━━━ LISTED RECORDS ━━━

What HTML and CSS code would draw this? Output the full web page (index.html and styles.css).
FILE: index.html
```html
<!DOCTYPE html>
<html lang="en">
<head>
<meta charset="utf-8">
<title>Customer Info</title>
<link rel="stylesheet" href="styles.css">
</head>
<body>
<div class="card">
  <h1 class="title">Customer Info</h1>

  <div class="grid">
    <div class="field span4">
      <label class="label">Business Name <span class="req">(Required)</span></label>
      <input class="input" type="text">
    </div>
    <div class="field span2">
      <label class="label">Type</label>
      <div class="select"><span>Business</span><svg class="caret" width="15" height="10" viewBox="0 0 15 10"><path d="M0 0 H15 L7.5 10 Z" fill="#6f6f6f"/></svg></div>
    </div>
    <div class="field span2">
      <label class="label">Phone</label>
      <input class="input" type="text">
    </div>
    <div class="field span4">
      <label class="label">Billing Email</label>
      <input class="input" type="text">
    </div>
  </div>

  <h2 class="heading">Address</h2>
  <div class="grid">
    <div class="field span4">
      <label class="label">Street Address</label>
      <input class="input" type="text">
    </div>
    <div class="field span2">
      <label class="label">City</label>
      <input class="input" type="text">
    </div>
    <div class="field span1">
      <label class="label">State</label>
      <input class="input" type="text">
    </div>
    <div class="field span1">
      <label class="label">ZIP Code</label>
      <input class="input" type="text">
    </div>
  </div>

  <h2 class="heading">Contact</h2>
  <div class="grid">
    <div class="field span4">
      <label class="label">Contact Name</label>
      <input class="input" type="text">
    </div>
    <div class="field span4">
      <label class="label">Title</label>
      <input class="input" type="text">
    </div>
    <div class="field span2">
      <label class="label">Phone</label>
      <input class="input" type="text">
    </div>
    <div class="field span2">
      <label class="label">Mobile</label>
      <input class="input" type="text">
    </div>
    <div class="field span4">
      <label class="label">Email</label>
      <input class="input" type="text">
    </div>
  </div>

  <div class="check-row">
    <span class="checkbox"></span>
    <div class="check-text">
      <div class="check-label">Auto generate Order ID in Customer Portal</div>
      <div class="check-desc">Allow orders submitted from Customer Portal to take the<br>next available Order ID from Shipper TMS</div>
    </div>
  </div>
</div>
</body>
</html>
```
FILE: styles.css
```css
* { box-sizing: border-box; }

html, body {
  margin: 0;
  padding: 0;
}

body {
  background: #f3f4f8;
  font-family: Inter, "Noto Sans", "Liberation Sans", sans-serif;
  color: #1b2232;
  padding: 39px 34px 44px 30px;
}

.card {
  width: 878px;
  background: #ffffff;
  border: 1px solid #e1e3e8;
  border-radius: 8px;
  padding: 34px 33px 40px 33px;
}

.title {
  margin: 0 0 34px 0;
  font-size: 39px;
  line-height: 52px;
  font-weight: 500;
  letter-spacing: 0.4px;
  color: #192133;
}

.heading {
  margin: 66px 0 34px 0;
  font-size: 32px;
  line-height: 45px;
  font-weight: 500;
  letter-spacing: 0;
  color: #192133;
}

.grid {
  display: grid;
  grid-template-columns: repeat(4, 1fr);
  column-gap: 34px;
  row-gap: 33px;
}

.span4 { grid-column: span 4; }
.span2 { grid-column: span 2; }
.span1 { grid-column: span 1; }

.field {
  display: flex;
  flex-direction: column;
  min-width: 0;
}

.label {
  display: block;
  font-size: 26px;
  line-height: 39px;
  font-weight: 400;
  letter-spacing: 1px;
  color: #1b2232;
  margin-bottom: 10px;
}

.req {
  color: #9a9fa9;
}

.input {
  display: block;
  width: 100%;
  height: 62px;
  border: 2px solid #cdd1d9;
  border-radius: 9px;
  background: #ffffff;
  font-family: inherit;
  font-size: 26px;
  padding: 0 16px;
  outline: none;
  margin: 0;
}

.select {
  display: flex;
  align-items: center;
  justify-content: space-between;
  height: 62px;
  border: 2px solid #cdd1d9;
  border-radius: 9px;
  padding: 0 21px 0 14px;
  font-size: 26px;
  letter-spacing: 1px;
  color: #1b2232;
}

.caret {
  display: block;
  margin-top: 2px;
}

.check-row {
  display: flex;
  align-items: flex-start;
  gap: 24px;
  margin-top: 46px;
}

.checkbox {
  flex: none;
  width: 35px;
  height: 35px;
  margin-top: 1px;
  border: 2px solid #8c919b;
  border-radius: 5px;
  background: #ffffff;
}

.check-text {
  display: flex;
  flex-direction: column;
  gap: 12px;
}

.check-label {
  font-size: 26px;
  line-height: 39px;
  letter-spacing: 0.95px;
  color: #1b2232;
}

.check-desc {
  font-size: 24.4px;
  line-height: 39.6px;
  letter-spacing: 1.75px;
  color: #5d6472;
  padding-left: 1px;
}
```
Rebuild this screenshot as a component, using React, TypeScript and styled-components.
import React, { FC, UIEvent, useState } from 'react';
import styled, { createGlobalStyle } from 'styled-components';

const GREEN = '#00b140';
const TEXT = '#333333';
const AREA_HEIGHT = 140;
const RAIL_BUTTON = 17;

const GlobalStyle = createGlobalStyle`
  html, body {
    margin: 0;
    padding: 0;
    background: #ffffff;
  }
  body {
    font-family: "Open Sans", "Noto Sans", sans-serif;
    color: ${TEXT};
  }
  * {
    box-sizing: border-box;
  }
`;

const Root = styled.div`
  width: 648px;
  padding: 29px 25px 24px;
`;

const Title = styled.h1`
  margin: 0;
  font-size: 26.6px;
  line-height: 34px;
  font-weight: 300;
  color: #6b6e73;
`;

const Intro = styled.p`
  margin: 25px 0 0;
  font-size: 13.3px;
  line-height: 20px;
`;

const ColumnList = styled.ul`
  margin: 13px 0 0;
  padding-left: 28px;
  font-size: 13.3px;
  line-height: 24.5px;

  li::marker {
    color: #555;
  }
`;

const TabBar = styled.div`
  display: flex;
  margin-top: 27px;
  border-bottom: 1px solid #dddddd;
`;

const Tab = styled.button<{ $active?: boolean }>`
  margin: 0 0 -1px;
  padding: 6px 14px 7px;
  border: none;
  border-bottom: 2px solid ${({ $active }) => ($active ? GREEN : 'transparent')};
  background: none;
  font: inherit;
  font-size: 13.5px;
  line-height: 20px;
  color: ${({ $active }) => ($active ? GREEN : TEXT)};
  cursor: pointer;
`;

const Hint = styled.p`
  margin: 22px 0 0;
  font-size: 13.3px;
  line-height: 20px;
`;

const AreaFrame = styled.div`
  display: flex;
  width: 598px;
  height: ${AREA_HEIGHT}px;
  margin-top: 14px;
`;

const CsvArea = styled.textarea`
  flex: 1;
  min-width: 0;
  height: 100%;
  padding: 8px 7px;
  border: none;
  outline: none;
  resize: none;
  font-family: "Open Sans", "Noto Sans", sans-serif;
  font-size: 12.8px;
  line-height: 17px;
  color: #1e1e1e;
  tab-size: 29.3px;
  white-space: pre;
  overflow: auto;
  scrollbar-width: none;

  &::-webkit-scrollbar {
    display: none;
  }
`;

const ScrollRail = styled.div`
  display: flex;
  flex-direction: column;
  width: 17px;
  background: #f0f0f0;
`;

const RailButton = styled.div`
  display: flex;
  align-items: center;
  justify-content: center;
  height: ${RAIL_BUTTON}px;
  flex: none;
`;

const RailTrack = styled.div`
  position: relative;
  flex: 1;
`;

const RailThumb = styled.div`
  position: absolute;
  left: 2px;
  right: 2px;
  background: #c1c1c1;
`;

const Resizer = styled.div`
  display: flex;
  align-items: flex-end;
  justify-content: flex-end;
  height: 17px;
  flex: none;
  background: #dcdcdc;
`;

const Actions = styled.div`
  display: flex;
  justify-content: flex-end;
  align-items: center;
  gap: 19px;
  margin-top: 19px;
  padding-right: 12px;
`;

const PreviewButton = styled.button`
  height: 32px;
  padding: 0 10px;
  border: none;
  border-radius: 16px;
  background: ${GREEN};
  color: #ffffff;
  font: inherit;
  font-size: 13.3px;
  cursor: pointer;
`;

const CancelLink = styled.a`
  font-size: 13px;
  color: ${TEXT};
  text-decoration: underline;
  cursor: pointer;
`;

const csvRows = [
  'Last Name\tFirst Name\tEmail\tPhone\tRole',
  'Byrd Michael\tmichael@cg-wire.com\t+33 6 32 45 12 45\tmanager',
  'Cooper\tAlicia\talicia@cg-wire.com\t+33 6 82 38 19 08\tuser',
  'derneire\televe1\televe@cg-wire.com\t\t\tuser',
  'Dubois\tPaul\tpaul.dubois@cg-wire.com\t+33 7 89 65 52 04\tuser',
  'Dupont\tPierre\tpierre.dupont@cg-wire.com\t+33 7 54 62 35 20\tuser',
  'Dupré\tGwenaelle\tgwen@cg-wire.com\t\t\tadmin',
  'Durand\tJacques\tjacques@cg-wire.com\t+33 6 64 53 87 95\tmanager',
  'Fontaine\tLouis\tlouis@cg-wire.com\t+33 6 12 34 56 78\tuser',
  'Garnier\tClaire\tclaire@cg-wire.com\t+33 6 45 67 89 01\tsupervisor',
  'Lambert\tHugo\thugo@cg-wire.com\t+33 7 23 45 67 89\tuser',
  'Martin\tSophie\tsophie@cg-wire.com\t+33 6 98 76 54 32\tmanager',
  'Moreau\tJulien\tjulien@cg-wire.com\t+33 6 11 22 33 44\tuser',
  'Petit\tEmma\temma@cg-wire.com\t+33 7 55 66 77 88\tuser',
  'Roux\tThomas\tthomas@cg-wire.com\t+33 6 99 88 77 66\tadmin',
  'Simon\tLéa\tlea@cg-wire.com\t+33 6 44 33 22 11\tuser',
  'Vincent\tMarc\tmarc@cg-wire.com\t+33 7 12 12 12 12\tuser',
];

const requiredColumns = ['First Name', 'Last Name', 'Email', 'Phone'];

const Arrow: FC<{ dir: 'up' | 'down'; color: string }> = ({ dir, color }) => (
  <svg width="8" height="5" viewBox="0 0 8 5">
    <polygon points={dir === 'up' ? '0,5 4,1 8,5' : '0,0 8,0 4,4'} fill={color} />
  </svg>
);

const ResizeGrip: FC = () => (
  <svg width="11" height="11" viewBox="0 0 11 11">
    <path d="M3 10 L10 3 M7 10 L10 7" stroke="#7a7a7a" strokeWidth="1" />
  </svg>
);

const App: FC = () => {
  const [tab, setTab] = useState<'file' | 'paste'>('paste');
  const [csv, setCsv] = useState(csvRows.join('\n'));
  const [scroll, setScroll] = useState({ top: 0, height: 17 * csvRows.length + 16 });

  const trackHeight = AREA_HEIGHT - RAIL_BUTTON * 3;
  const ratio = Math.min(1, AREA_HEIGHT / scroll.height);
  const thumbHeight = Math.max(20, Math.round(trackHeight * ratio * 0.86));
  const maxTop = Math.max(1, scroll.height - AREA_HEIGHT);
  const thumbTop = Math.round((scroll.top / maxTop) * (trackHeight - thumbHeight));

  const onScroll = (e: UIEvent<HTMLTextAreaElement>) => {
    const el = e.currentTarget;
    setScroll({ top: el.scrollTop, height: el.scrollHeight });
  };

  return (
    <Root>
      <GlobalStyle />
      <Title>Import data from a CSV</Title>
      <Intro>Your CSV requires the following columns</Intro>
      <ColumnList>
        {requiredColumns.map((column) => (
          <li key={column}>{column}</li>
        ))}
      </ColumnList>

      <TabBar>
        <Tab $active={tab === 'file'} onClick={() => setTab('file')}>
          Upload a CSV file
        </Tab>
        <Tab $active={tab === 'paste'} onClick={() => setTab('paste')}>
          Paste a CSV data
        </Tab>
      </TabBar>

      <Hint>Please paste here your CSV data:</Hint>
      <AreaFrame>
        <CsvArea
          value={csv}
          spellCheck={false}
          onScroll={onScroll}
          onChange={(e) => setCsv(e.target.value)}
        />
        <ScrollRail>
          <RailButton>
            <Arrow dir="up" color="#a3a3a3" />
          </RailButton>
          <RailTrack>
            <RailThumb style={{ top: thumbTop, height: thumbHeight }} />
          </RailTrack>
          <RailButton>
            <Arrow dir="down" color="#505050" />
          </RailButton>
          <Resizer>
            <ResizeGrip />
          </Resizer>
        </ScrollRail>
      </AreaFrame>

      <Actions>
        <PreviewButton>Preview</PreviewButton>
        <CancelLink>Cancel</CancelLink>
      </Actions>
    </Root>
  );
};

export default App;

━━━

GOAL =
Transcribe, exactly and without additions, the lines of the records above, beginning with the line that contains "Rebuild this screenshot" and ending with the line that contains "const RAIL_BUTTON = 17;", both included.

CORRECT RESULT =
Rebuild this screenshot as a component, using React, TypeScript and styled-components.
import React, { FC, UIEvent, useState } from 'react';
import styled, { createGlobalStyle } from 'styled-components';

const GREEN = '#00b140';
const TEXT = '#333333';
const AREA_HEIGHT = 140;
const RAIL_BUTTON = 17;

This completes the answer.